Importance of trading volume to investors
Trading volume is an important technical indicator an investor uses to confirm a trend or trend reversal. Volume gives an investor an idea of the price action of a security and whether he should buy or sell the security. Trading volume can help an investor identify momentum in a stock and confirm a trend
Large institutional investors account for the bulk of all trading activity in the market. It is their enormous buying and selling power, not the trading of smaller individual investors that pushes a stock either up or down. So, the volume on a chart is essentially the trading activity of large investors.My Funda : Follow the funds
Trading volume indicates the number of shares traded in a security or an entire market during a given period of time. If you are looking only at the price changes in a stock, you will get to know only a part of the story. To get the full picture, you need to also ascertain the volume. This is necessary because you cannot tell how meaningful a price gain or price drop is until you see how much volume is behind it. It is something like being told over the phone that you got a leak in your kitchen pipes.

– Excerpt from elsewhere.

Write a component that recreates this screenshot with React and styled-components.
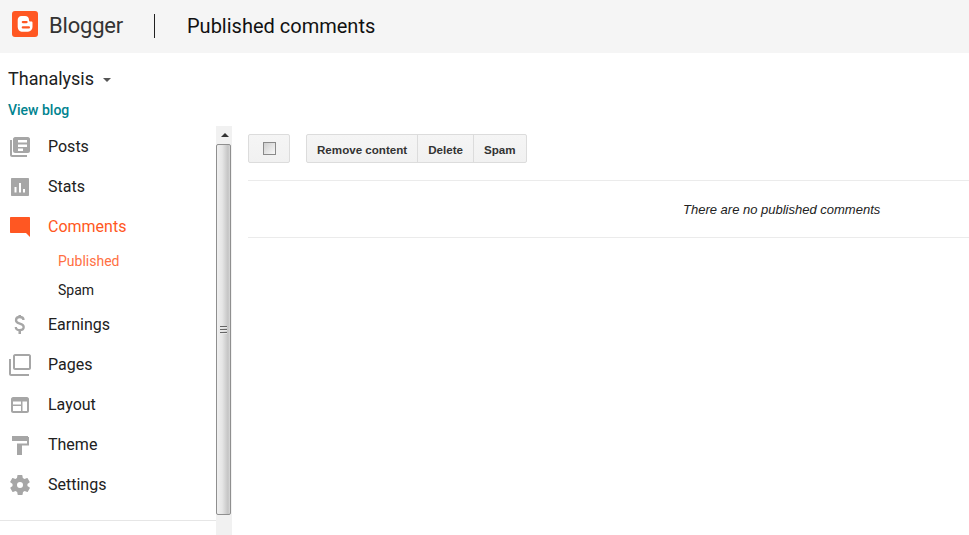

You will be eager to know whether it is just a little trickle or a flood like situation. You would like to check the volume of water coming through that leak to gauge how serious it is. Same is the case with stocks. Checking the relative trading volume is the only way to get an accurate picture about what the price movement actually means.
Look for unusual volume when a stock breaks out of a base pattern or falls below a moving average line. But how do you know whether the stock is trading at an “unusual” volume? This can be determined if you compare the day’s volume with the stock’s average trading volume Big price gains on unusually heavy volume show that institutional investors are buying aggressively. It is also a bullish sign.